Supplied material>
Begin

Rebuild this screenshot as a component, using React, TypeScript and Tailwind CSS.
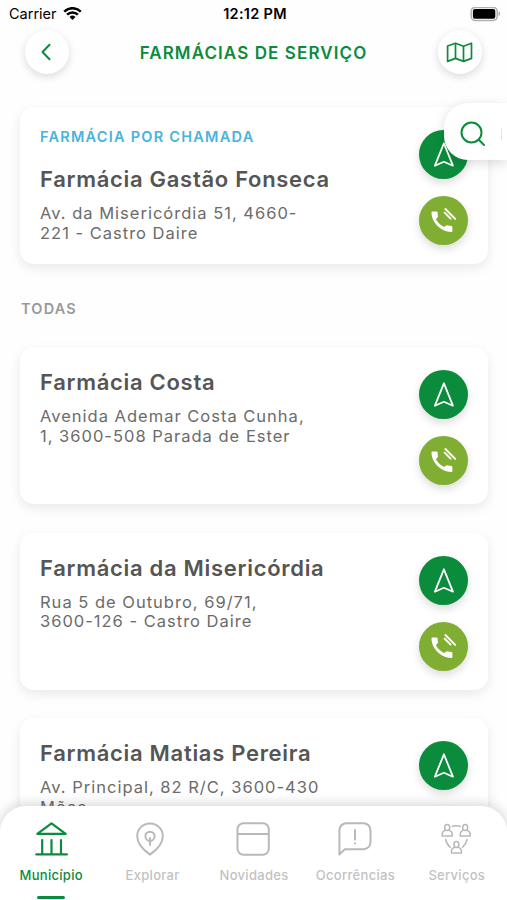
import type { ReactNode } from "react"
import clsx from "clsx"

type Farmacia = { nome: string; morada: string[]; chamada?: boolean }

const deServico: Farmacia = {
  nome: "Farmácia Gastão Fonseca",
  morada: ["Av. da Misericórdia 51, 4660-", "221 - Castro Daire"],
  chamada: true,
}

const todas: Farmacia[] = [
  { nome: "Farmácia Costa", morada: ["Avenida Ademar Costa Cunha,", "1, 3600-508 Parada de Ester"] },
  { nome: "Farmácia da Misericórdia", morada: ["Rua 5 de Outubro, 69/71,", "3600-126 - Castro Daire"] },
  { nome: "Farmácia Matias Pereira", morada: ["Av. Principal, 82 R/C, 3600-430", "Mões"] },
]

// --- Icons ---
function WifiIcon() {
  return (
    <svg width="19" height="14" viewBox="0 0 19 14" fill="none" stroke="#000" strokeWidth="2.5">
      <path d="M1.2 4.6a11.8 11.8 0 0 1 16.6 0" />
      <path d="M4.1 7.7a7.7 7.7 0 0 1 10.8 0" />
      <path d="M9.5 13 6.5 9.9a4.3 4.3 0 0 1 6 0z" fill="#000" stroke="none" />
    </svg>
  )
}

function BatteryIcon() {
  return (
    <svg width="31" height="15" viewBox="0 0 31 15">
      <rect x="1.2" y="0.4" width="26" height="13" rx="3.8" fill="#fff" stroke="#b0b0b0" strokeWidth="1.5" />
      <rect x="2.9" y="2.1" width="22.4" height="9.6" rx="2" fill="#000" />
      <path d="M28.6 4.6c2 .7 2 3.8 0 4.5z" fill="#a8a8a8" />
    </svg>
  )
}

function MapIcon() {
  return (
    <svg width="27" height="21" viewBox="0 0 27 21" fill="none" stroke="#0b8c3c" strokeWidth="1.7" strokeLinejoin="round">
      <path d="M1.6 4 9.5 1.2l8 3 8-3v15.2l-8 3-8-3-7.900 3z" />
      <path d="M9.5 1.2v15.2M17.5 4.2v15.2" />
    </svg>
  )
}

function NavigateIcon() {
  return (
    <svg width="22" height="27" viewBox="0 0 22 27" fill="none" stroke="#fff" strokeWidth="1.8" strokeLinejoin="round">
      <path d="M10.9 2.3 19.9 24.700 10.9 20.700 1.900 24.700z" />
    </svg>
  )
}

function PhoneIcon() {
  return (
    <svg width="27" height="27" viewBox="0 0 27 27" fill="#fff">
      <path d="M2.4 4.600H6.600a1 1 0 0 1 1 .9L8 9.700 5.900 12.200C7.600 15.400 10.600 18.200 14.200 20L16.500 18.200 21.500 18.900a1 1 0 0 1 .9 1V24a1 1 0 0 1-1 1C11 25 1.500 15.500 1.500 5.600a1 1 0 0 1 .9-1z" />
      <path d="M15.400 2 25.200 11.900M14.600 5.700 20.600 11.700" stroke="#fff" strokeWidth="1.900" strokeLinecap="round" />
    </svg>
  )
}

function MunicipioIcon() {
  return (
    <svg width="34" height="36" viewBox="0 0 34 36" fill="none" stroke="#0b8c3c" strokeWidth="2.2" strokeLinecap="round" strokeLinejoin="round">
      <path d="M17.500 2.400 31.700 12.900H3.300z" />
      <path d="M8.200 19v14M17.500 19v14M27 19v14M2.300 33.400h30.600" />
    </svg>
  )
}

function ExplorarIcon() {
  return (
    <svg width="34" height="36" viewBox="0 0 34 36" className="mr-1" fill="none" stroke="#b9b9b9" strokeWidth="2" strokeLinecap="round" strokeLinejoin="round">
      <path d="M17 33.600C12.500 30.400 4.200 24 4.200 14.900a12.800 12.400 0 0 1 25.600 0C29.800 24 21.500 30.400 17 33.600z" />
      <circle cx="17" cy="15.300" r="4.600" />
      <path d="M17 17v7" />
    </svg>
  )
}

function NovidadesIcon() {
  return (
    <svg width="34" height="36" viewBox="0 0 34 36" fill="none" stroke="#b9b9b9" strokeWidth="2">
      <rect x="1.500" y="2.300" width="31.300" height="31.400" rx="6" />
      <path d="M1.500 13h31.300" />
    </svg>
  )
}

function OcorrenciasIcon() {
  return (
    <svg width="34" height="36" viewBox="0 0 34 36" fill="none" stroke="#b9b9b9" strokeWidth="2" strokeLinecap="round" strokeLinejoin="round">
      <path d="M1.400 33.500V9.200a7 7 0 0 1 7-7H25.500a7 7 0 0 1 7 7v12a7 7 0 0 1-7 7H6.800z" />
      <path d="M17 9v9.500M17 22.200v.3" />
    </svg>
  )
}

function Pessoa({ x, y }: { x: number; y: number }) {
  return (
    <g transform={`translate(${x} ${y})`}>
      <ellipse cx="0" cy="-3.700" rx="2.500" ry="3" />
      <path d="M-2-.9C-4-.3-5 1-5 3v1.600H5V3C5 1 4-.3 2-.9" />
    </g>
  )
}

function ServicosIcon() {
  return (
    <svg width="34" height="36" viewBox="0 0 34 36" fill="none" stroke="#b9b9b9" strokeWidth="1.500" strokeLinecap="round" strokeLinejoin="round">
      <Pessoa x={8.200} y={10.300} />
      <Pessoa x={26.200} y={10.300} />
      <Pessoa x={17.400} y={27.300} />
      <path d="M13.300 5.300q4-1 8 0M6.700 18.500q1 5 4.400 7.700M28 18.500q-1 5-4.400 7.700" />
    </svg>
  )
}

// --- Buttons and cards ---
function RoundButton({ children }: { children: ReactNode }) {
  return (
    <button className="flex size-[44px] items-center justify-center rounded-full bg-white shadow-[0_3px_8px_rgba(0,0,0,0.14)]">
      {children}
    </button>
  )
}

function FarmaciaCard({ nome, morada, chamada }: Farmacia) {
  return (
    <article className="flex h-[157px] w-[468px] shrink-0 justify-between rounded-[14px] bg-white px-5 shadow-[0_4px_12px_rgba(0,0,0,0.085)]">
      <div className={clsx("whitespace-nowrap", chamada ? "pt-[20px]" : "pt-[21px]")}>
        {chamada && (
          <p className="mb-[18px] text-[14.5px] leading-5 font-semibold tracking-[1.25px] text-[#48b3dc]">FARMÁCIA POR CHAMADA</p>
        )}
        <h2 className="text-[22px] leading-7 font-semibold tracking-[0.700px] text-[#555]">{nome}</h2>
        <p className="mt-[11px] text-[16.500px] leading-[19.500px] tracking-[1px] text-[#6b6b6b]">
          {morada[0]}
          <br />
          {morada[1]}
        </p>
      </div>
      <div className="flex flex-col gap-[17px] pt-[23px]">
        <button className="flex size-[49px] items-center justify-center rounded-full bg-[#0b8c3c] shadow-[0_4px_8px_rgba(0,0,0,0.14)]">
          <NavigateIcon />
        </button>
        <button className="flex size-[49px] items-center justify-center rounded-full bg-[#80ae33] shadow-[0_4px_8px_rgba(0,0,0,0.14)]">
          <PhoneIcon />
        </button>
      </div>
    </article>
  )
}

const tabs = [
  { label: "Município", icon: <MunicipioIcon />, active: true },
  { label: "Explorar", icon: <ExplorarIcon /> },
  { label: "Novidades", icon: <NovidadesIcon /> },
  { label: "Ocorrências", icon: <OcorrenciasIcon /> },
  { label: "Serviços", icon: <ServicosIcon /> },
]

export default function App() {
  return (
    <div className="relative flex h-[900px] w-[507px] flex-col overflow-hidden bg-[#fefefe] font-['Inter','Liberation_Sans',sans-serif]">
      <div className="grid h-[28px] shrink-0 grid-cols-3 items-center pr-[6px] pl-[9px] text-[14.5px] text-black">
        <div className="flex items-center gap-[6px]">
          <span>Carrier</span>
          <WifiIcon />
        </div>
        <span className="text-center font-semibold tracking-[0.3px]">12:12 PM</span>
        <div className="flex justify-end">
          <BatteryIcon />
        </div>
      </div>

      <header className="flex h-[48px] shrink-0 items-center justify-between px-[25px]">
        <RoundButton>
          <svg width="12" height="18" viewBox="0 0 12 18" className="mr-[3px]" fill="none" stroke="#0b8c3c" strokeWidth="2" strokeLinecap="round" strokeLinejoin="round">
            <path d="M9.500 1.800 2.500 9l7 7.200" />
          </svg>
        </RoundButton>
        <h1 className="pt-[3px] text-[17px] font-semibold tracking-[1.100px] text-[#0b8c3c]">FARMÁCIAS DE SERVIÇO</h1>
        <RoundButton>
          <MapIcon />
        </RoundButton>
      </header>

      <main className="flex min-h-0 flex-1 flex-col overflow-hidden px-5 pt-[31px]">
        <FarmaciaCard {...deServico} />
        <p className="mt-[35px] mb-[28px] pl-px text-[14.500px] leading-5 font-semibold tracking-[1.200px] text-[#999]">TODAS</p>
        <div className="flex flex-col gap-[28.600px]">
          {todas.map((f) => (
            <FarmaciaCard key={f.nome} {...f} />
          ))}
        </div>
      </main>

      {/* search drawer, collapsed over the list */}
      <div className="absolute top-[103px] right-0 flex h-[57px] w-[63px] items-center justify-between rounded-l-[24px] bg-white pt-1 pr-[5px] pl-4 shadow-[0_3px_12px_rgba(0,0,0,0.14)]">
        <svg width="26" height="26" viewBox="0 0 26 26" fill="none" stroke="#0b8c3c" strokeWidth="2" strokeLinecap="round">
          <circle cx="11.500" cy="11.500" r="10" />
          <path d="m18.800 18.800 5.200 5.200" />
        </svg>
        <span className="h-3 w-px bg-[#e3e3e3]" />
      </div>

      <nav className="relative z-10 grid h-[94px] shrink-0 grid-cols-5 rounded-t-[26px] bg-white shadow-[0_-2px_12px_rgba(0,0,0,0.17)]">
        {tabs.map((tab) => (
          <div key={tab.label} className="flex flex-col items-center pt-[15px]">
            {tab.icon}
            <span
              className={clsx(
                "mt-[9px] pl-px text-[13px] leading-[18px] font-medium tracking-[0.300px]",
                tab.active ? "text-[#0b8c3c]" : "text-[#c2c2c2]"
              )}
            >
              {tab.label}
            </span>
            {tab.active && <span className="mt-[12px] h-[3px] w-[28px] rounded-full bg-[#0b8c3c]" />}
          </div>
        ))}
      </nav>
    </div>
  )
}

End

Set problem> Up to and including the line containing "string; morada: string[];", repeat every line from the start of the data, but none of the pictures.

In response>
Rebuild this screenshot as a component, using React, TypeScript and Tailwind CSS.
import type { ReactNode } from "react"
import clsx from "clsx"

type Farmacia = { nome: string; morada: string[]; chamada?: boolean }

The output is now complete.